California’s Proposition 14 has passed with 51 percent of votes, authorizing the state to issue $5.5 billion in bonds to give the California Institute for Regenerative Medicine a second lease on life. The result was called by the Associated Press yesterday (November 12).
The agency had announced last year it was running out of its first $3 billion round of funding, which was approved by voters through a previous ballot measure in 2004. With the new bonds, the agency will now continue to fill what supporters say is a critical funding gap in stem cell research, and fund ongoing clinical trials and training programs for early-career researchers. Of the new funding, $1.5 billion is to go toward projects developing therapies for neurological diseases such as Alzheimer’s, Parkinson’s, and dementia.
“We are thrilled” about Proposition 14’s approval, Jonathan Thomas, the chair of CIRM’s governing board, writes in an email statement. “We are proud of what we have achieved so far— the cures and therapies we helped develop, the billions we brought into the state in additional investments, and the tens of thousands of jobs we created—and we look forward to continuing that work.”
Despite a $20 million-strong campaign in support of the measure and the absence of an organized opposition, Proposition 14 passed by just 325,000 votes out of more than 15 million cast, the slimmest margin of victory for any of California’s 12 ballot measures this year, and a far smaller margin than the 59 percent approval the 2004 ballot measure received. The creator of both measures, San Francisco real estate investor and patient advocate Robert N. Klein II, attributes the close race to concerns over the cost of the measure amid a time of economic uncertainty, he tells the Associated Press.

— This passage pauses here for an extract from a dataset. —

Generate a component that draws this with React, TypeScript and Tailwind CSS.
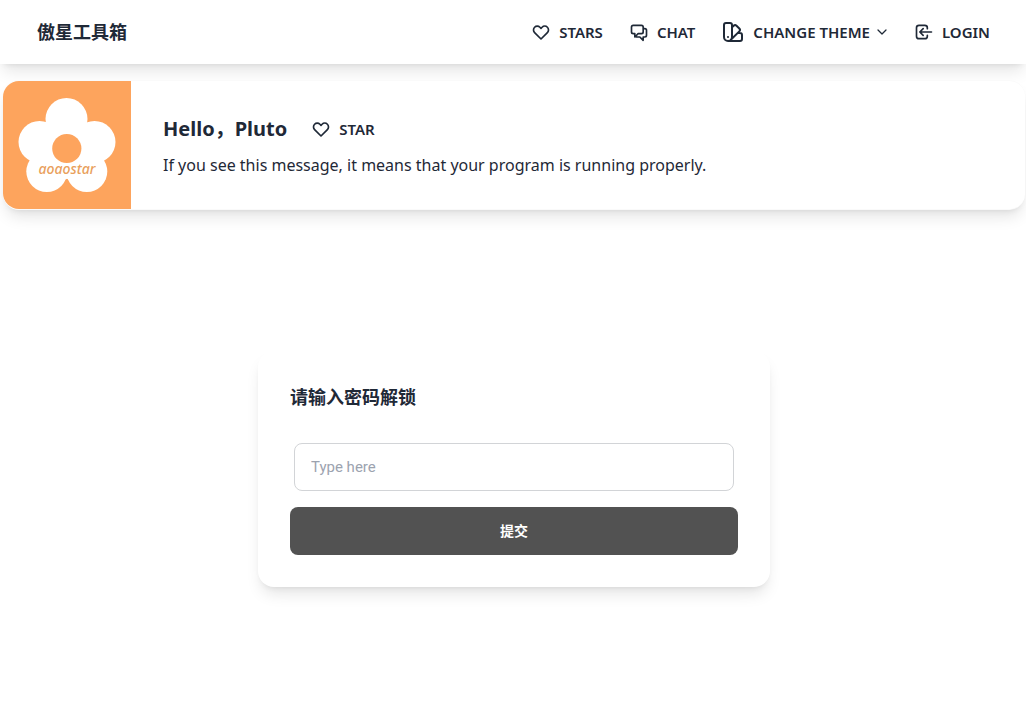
const iconProps = {
  viewBox: "0 0 24 24",
  fill: "none",
  stroke: "currentColor",
  strokeWidth: 2,
  strokeLinecap: "round" as const,
  strokeLinejoin: "round" as const,
  "aria-hidden": true,
};

function HeartIcon() {
  return (
    <svg {...iconProps} className="size-5">
      <path d="M4.318 6.318a4.5 4.5 0 000 6.364L12 20.364l7.682-7.682a4.5 4.5 0 00-6.364-6.364L12 7.636l-1.318-1.318a4.5 4.5 0 00-6.364 0z" />
    </svg>
  );
}

function ChatIcon() {
  return (
    <svg {...iconProps} className="size-5">
      <path d="M17 8h2a2 2 0 012 2v6a2 2 0 01-2 2h-2v4l-4-4H9a1.994 1.994 0 01-1.414-.586m0 0L11 14h4a2 2 0 002-2V6a2 2 0 00-2-2H5a2 2 0 00-2 2v6a2 2 0 002 2h2v4l.586-.586z" />
    </svg>
  );
}

function SwatchIcon() {
  return (
    <svg {...iconProps} className="size-6">
      <path d="M7 21a4 4 0 01-4-4V5a2 2 0 012-2h4a2 2 0 012 2v12a4 4 0 01-4 4zm0 0h12a2 2 0 002-2v-4a2 2 0 00-2-2h-2.343M11 7.343l1.657-1.657a2 2 0 012.828 0l2.829 2.829a2 2 0 010 2.828l-8.486 8.485M7 17h.01" />
    </svg>
  );
}

function LoginIcon() {
  return (
    <svg {...iconProps} className="size-5">
      <path d="M11 16l-4-4m0 0l4-4m-4 4h14m-5 4v1a3 3 0 01-3 3H6a3 3 0 01-3-3V7a3 3 0 013-3h7a3 3 0 013 3v1" />
    </svg>
  );
}

const navItem = "flex h-12 items-center gap-2 text-[15px] font-semibold uppercase";

export default function App() {
  return (
    <div className="min-h-screen bg-white font-['Noto_Sans','Noto_Sans_CJK_SC',sans-serif] text-[#1f2937]">
      <header className="flex h-16 items-center justify-between bg-white pr-9 pl-[37px] shadow-lg">
        <a href="#home" className="text-lg font-bold">傲星工具箱</a>
        <nav className="flex items-center gap-[26px]">
          <a href="#stars" className={navItem}><HeartIcon />Stars</a>
          <a href="#chat" className={navItem}><ChatIcon />Chat</a>
          <button type="button" className={navItem}>
            <SwatchIcon />
            Change Theme
            <svg {...iconProps} strokeWidth={2.5} className="-ml-0.5 size-3"><path d="m4 8 8 8 8-8" /></svg>
          </button>
          <a href="#login" className={navItem}><LoginIcon />Login</a>
        </nav>
      </header>

      <main>
        <section className="mt-4 mr-px ml-[3px] flex rounded-2xl border-y border-[#fafafa] bg-white shadow-lg">
          <svg viewBox="0 0 128 128" className="size-32 shrink-0 rounded-l-2xl" role="img" aria-label="aoaostar">
            <rect width="128" height="128" fill="#fda45d" />
            <g fill="#fff">
              <circle cx="63.5" cy="38" r="21" />
              <circle cx="36.5" cy="61" r="21" />
              <circle cx="91.5" cy="61" r="21" />
              <circle cx="43.8" cy="90.5" r="20.5" />
              <circle cx="83.8" cy="90.5" r="20.5" />
              <circle cx="64" cy="71" r="27" />
            </g>
            <circle cx="63.8" cy="67.5" r="14.6" fill="#fda45d" />
            <text x="64" y="93" textAnchor="middle" fill="#e9a05c" fontSize="14" fontStyle="italic" fontWeight="500" className="font-['Noto_Sans',sans-serif]">aoaostar</text>
          </svg>
          <div className="flex flex-col justify-center gap-2.5 px-8 pt-0.5">
            <div className="flex items-center gap-6">
              <h1 className="text-xl font-bold">Hello，Pluto</h1>
              <a href="#star" className="flex items-center gap-2 text-[15px] font-semibold uppercase"><HeartIcon />Star</a>
            </div>
            <p className="text-base">If you see this message, it means that your program is running properly.</p>
          </div>
        </section>

        <div className="pt-[141px] pl-0.5">
          <form className="mx-auto flex w-full max-w-lg flex-col rounded-2xl bg-white p-8 shadow-lg" onSubmit={(e) => e.preventDefault()}>
            <label htmlFor="password" className="text-lg font-bold">请输入密码解锁</label>
            <input id="password" type="password" placeholder="Type here" className="mx-1 mt-8 h-12 rounded-lg border border-[#d2d4d7] px-4 font-[Roboto,sans-serif] text-[15px] placeholder:text-[#9ca3af]" />
            <button type="submit" className="mt-4 h-12 rounded-lg bg-[#525252] text-sm font-bold text-white">提交</button>
          </form>
        </div>
      </main>
    </div>
  );
}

Indeed, it will ultimately cost California taxpayers $260 million a year for three decades to pay off the bonds, according to estimates by the nonpartisan federal Legislative Analyst’s Office. That’s on top of the annual $327 million bill the state is still paying off from the 2004 ballot measure. In an interview with The Scientist in late October, the CIRM board member Jeff Sheehy criticized the measure for not including wording that would allow the state to recoup a meaningful return on its investment, and for what he said was its potential to worsen perceived conflicts of interest between the agency’s board members and the institutions it funds.

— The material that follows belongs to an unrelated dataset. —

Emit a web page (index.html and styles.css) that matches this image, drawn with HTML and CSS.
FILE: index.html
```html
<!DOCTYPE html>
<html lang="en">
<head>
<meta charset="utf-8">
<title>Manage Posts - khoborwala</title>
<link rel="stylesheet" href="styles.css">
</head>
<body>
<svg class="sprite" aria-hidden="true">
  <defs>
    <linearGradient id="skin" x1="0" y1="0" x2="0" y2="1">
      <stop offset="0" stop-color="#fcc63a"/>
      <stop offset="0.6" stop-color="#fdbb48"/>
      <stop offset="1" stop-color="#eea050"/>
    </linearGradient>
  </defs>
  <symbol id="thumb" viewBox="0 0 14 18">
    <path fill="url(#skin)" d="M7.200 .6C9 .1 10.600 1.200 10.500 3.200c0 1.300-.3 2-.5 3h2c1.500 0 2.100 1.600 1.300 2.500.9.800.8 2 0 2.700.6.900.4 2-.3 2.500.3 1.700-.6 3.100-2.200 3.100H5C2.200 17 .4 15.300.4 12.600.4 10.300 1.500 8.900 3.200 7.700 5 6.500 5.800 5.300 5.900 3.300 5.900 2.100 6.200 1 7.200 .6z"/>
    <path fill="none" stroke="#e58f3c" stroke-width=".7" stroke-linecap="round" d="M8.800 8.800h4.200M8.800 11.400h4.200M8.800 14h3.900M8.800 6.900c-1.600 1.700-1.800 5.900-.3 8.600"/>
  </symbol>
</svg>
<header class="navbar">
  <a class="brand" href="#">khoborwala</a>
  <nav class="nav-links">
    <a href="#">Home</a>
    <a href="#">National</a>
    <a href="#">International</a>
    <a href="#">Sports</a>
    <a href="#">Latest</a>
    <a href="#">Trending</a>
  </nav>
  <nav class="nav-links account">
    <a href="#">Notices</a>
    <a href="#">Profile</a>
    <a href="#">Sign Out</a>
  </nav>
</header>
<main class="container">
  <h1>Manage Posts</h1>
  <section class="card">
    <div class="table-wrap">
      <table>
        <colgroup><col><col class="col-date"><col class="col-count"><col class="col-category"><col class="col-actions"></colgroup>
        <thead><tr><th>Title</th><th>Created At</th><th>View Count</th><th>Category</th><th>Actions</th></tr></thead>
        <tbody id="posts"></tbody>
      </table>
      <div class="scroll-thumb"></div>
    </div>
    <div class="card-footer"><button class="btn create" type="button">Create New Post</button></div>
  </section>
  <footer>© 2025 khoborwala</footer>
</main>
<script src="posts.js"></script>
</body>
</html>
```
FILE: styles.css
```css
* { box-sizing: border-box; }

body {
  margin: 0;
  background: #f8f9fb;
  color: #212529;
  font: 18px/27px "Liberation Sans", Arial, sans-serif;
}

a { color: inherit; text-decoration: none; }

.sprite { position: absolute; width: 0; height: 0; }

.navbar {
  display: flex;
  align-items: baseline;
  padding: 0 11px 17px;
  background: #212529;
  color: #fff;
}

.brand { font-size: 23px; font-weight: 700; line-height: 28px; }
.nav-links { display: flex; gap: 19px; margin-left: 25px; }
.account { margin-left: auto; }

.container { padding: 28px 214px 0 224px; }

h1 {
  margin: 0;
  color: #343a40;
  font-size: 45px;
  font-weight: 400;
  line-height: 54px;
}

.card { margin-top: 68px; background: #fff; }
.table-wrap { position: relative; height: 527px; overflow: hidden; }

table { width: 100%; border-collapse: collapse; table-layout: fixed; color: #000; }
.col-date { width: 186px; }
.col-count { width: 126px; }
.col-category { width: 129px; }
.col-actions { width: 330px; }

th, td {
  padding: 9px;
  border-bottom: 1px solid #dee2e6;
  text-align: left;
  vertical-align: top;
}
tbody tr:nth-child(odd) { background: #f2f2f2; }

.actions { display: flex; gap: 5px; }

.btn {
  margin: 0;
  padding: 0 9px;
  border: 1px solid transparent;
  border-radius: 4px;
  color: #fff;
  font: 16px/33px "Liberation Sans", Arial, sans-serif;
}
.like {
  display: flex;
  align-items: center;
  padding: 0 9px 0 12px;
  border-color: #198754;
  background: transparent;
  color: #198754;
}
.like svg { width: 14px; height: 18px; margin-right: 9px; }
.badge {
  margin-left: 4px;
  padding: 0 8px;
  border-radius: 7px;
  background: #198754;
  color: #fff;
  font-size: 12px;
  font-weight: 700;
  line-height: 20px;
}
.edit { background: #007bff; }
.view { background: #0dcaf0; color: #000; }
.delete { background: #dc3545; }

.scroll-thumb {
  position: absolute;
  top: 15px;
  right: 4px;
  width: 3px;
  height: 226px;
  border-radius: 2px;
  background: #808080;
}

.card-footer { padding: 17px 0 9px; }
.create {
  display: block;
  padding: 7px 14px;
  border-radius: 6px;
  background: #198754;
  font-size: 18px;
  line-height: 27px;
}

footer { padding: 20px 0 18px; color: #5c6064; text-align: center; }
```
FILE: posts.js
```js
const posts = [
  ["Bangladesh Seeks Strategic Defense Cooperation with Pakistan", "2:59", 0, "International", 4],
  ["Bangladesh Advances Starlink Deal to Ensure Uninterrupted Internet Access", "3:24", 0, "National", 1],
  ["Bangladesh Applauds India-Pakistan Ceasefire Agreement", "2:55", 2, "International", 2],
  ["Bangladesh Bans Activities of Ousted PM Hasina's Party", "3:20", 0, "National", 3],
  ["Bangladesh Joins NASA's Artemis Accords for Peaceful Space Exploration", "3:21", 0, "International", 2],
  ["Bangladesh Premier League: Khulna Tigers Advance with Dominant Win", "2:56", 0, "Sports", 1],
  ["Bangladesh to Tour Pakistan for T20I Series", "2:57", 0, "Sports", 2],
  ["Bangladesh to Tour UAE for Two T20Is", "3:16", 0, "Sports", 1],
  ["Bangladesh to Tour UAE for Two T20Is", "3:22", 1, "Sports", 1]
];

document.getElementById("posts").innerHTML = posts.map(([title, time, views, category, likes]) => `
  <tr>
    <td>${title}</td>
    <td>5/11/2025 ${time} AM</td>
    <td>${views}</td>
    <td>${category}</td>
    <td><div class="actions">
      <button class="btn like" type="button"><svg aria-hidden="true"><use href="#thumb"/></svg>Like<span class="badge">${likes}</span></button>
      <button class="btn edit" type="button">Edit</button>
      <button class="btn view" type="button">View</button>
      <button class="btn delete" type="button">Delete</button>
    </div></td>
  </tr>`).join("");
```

Proponents of the measure argued that it would California’s economy in the long term. Proposition 14’s wording encourages the state to use revenue from CIRM-supported research to subsidize the cost of stem cell treatments for patients.
“We are already working on ways to repay [the trust that voters have placed in us] and bring stem cell and regenerative therapies to all the people of this great state, particularly for communities that have traditionally been overlooked or underserved,” Thomas writes in his statement.